▶ Instruction: Give the data below again exactly as it stands. Omit the pictures.

▶ Data shown:
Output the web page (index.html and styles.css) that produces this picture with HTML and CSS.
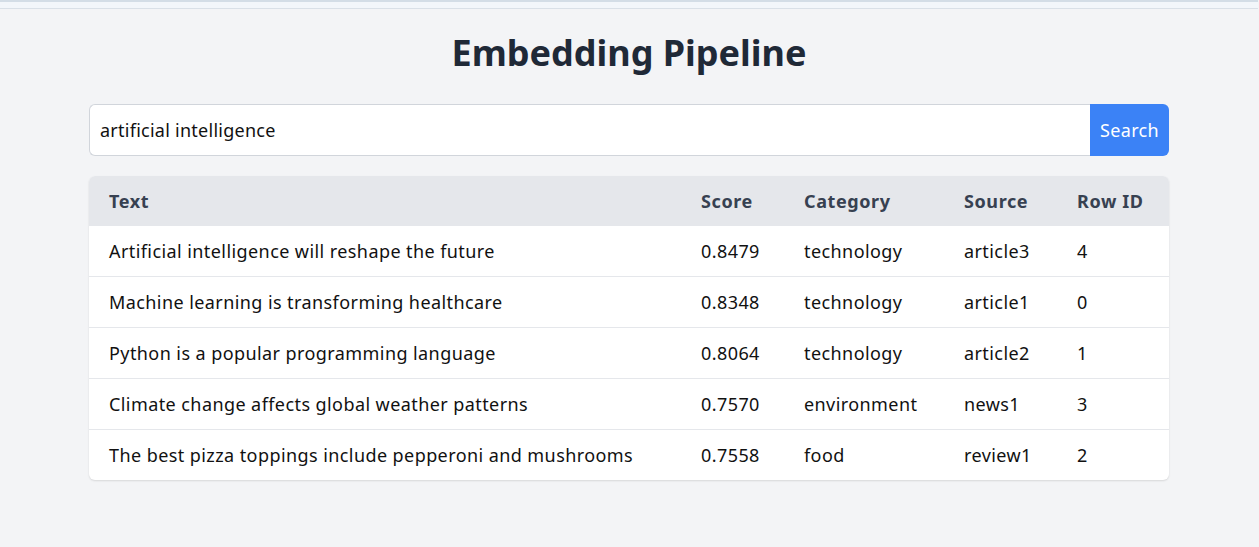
FILE: index.html
```html
<!DOCTYPE html>
<html lang="en">
<head>
<meta charset="utf-8">
<title>Embedding Pipeline</title>
<link rel="stylesheet" href="styles.css">
</head>
<body>
<div class="topbar"></div>
<main class="container">
  <h1 class="title">Embedding Pipeline</h1>
  <form class="search">
    <input class="search-input" type="text" value="artificial intelligence">
    <button class="search-btn" type="button">Search</button>
  </form>
  <div class="table-wrap">
    <table class="results">
      <colgroup>
        <col class="c-text"><col class="c-score"><col class="c-cat"><col class="c-src"><col class="c-id">
      </colgroup>
      <thead>
        <tr><th>Text</th><th>Score</th><th>Category</th><th>Source</th><th>Row ID</th></tr>
      </thead>
      <tbody>
        <tr><td>Artificial intelligence will reshape the future</td><td>0.8479</td><td>technology</td><td>article3</td><td>4</td></tr>
        <tr><td>Machine learning is transforming healthcare</td><td>0.8348</td><td>technology</td><td>article1</td><td>0</td></tr>
        <tr><td>Python is a popular programming language</td><td>0.8064</td><td>technology</td><td>article2</td><td>1</td></tr>
        <tr><td>Climate change affects global weather patterns</td><td>0.7570</td><td>environment</td><td>news1</td><td>3</td></tr>
        <tr><td>The best pizza toppings include pepperoni and mushrooms</td><td>0.7558</td><td>food</td><td>review1</td><td>2</td></tr>
      </tbody>
    </table>
  </div>
</main>
</body>
</html>
```
FILE: styles.css
```css
* { box-sizing: border-box; }
html, body { margin: 0; padding: 0; }
body {
  background: #f3f4f6;
  font-family: "Noto Sans", "Open Sans", sans-serif;
  color: #111827;
  height: 547px;
  padding-right: 1px;
}
.topbar {
  height: 9px;
  background: #f2f6fa;
  border-top: 2px solid #d3dde6;
  border-bottom: 1px solid #d9e0e7;
}
.container {
  width: 1080px;
  margin: 0 auto;
  padding-top: 22px;
}
.title {
  margin: 0 0 29px;
  text-align: center;
  font-size: 36px;
  line-height: 44px;
  font-weight: 700;
  color: #1f2937;
}
.search {
  display: flex;
  margin: 0 0 20px;
}
.search-input {
  flex: 1;
  height: 52px;
  padding: 0 10px;
  font: inherit;
  font-size: 18px;
  letter-spacing: 0.26px;
  color: #111;
  background: #fff;
  border: 1px solid #d1d5db;
  border-right: none;
  border-radius: 6px 0 0 6px;
  outline: none;
}
.search-btn {
  width: 79px;
  height: 52px;
  font: inherit;
  font-size: 18px;
  letter-spacing: 0.3px;
  color: #fff;
  background: #3b82f6;
  border: none;
  border-radius: 0 6px 6px 0;
  padding: 0;
}
.table-wrap {
  background: #fff;
  border-radius: 6px;
  overflow: hidden;
  box-shadow: 0 1px 2px rgba(0,0,0,0.12);
}
.results {
  width: 100%;
  border-collapse: collapse;
  table-layout: fixed;
  font-size: 18px;
}
.c-text { width: 592px; }
.c-score { width: 103px; }
.c-cat { width: 160px; }
.c-src { width: 113px; }
.c-id { width: 112px; }
.results th {
  background: #e5e7eb;
  color: #374151;
  font-weight: 700;
  letter-spacing: 0.6px;
  text-align: left;
  height: 50px;
  padding: 0 20px;
}
.results td {
  height: 51px;
  padding: 0 20px;
  border-top: 1px solid #e5e7eb;
  color: #111;
  letter-spacing: 0.42px;
  white-space: nowrap;
}
.results tbody tr:first-child td { border-top: none; height: 50px; }
```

▶ Complete response:
Output the web page (index.html and styles.css) that produces this picture with HTML and CSS.
FILE: index.html
```html
<!DOCTYPE html>
<html lang="en">
<head>
<meta charset="utf-8">
<title>Embedding Pipeline</title>
<link rel="stylesheet" href="styles.css">
</head>
<body>
<div class="topbar"></div>
<main class="container">
  <h1 class="title">Embedding Pipeline</h1>
  <form class="search">
    <input class="search-input" type="text" value="artificial intelligence">
    <button class="search-btn" type="button">Search</button>
  </form>
  <div class="table-wrap">
    <table class="results">
      <colgroup>
        <col class="c-text"><col class="c-score"><col class="c-cat"><col class="c-src"><col class="c-id">
      </colgroup>
      <thead>
        <tr><th>Text</th><th>Score</th><th>Category</th><th>Source</th><th>Row ID</th></tr>
      </thead>
      <tbody>
        <tr><td>Artificial intelligence will reshape the future</td><td>0.8479</td><td>technology</td><td>article3</td><td>4</td></tr>
        <tr><td>Machine learning is transforming healthcare</td><td>0.8348</td><td>technology</td><td>article1</td><td>0</td></tr>
        <tr><td>Python is a popular programming language</td><td>0.8064</td><td>technology</td><td>article2</td><td>1</td></tr>
        <tr><td>Climate change affects global weather patterns</td><td>0.7570</td><td>environment</td><td>news1</td><td>3</td></tr>
        <tr><td>The best pizza toppings include pepperoni and mushrooms</td><td>0.7558</td><td>food</td><td>review1</td><td>2</td></tr>
      </tbody>
    </table>
  </div>
</main>
</body>
</html>
```
FILE: styles.css
```css
* { box-sizing: border-box; }
html, body { margin: 0; padding: 0; }
body {
  background: #f3f4f6;
  font-family: "Noto Sans", "Open Sans", sans-serif;
  color: #111827;
  height: 547px;
  padding-right: 1px;
}
.topbar {
  height: 9px;
  background: #f2f6fa;
  border-top: 2px solid #d3dde6;
  border-bottom: 1px solid #d9e0e7;
}
.container {
  width: 1080px;
  margin: 0 auto;
  padding-top: 22px;
}
.title {
  margin: 0 0 29px;
  text-align: center;
  font-size: 36px;
  line-height: 44px;
  font-weight: 700;
  color: #1f2937;
}
.search {
  display: flex;
  margin: 0 0 20px;
}
.search-input {
  flex: 1;
  height: 52px;
  padding: 0 10px;
  font: inherit;
  font-size: 18px;
  letter-spacing: 0.26px;
  color: #111;
  background: #fff;
  border: 1px solid #d1d5db;
  border-right: none;
  border-radius: 6px 0 0 6px;
  outline: none;
}
.search-btn {
  width: 79px;
  height: 52px;
  font: inherit;
  font-size: 18px;
  letter-spacing: 0.3px;
  color: #fff;
  background: #3b82f6;
  border: none;
  border-radius: 0 6px 6px 0;
  padding: 0;
}
.table-wrap {
  background: #fff;
  border-radius: 6px;
  overflow: hidden;
  box-shadow: 0 1px 2px rgba(0,0,0,0.12);
}
.results {
  width: 100%;
  border-collapse: collapse;
  table-layout: fixed;
  font-size: 18px;
}
.c-text { width: 592px; }
.c-score { width: 103px; }
.c-cat { width: 160px; }
.c-src { width: 113px; }
.c-id { width: 112px; }
.results th {
  background: #e5e7eb;
  color: #374151;
  font-weight: 700;
  letter-spacing: 0.6px;
  text-align: left;
  height: 50px;
  padding: 0 20px;
}
.results td {
  height: 51px;
  padding: 0 20px;
  border-top: 1px solid #e5e7eb;
  color: #111;
  letter-spacing: 0.42px;
  white-space: nowrap;
}
.results tbody tr:first-child td { border-top: none; height: 50px; }
```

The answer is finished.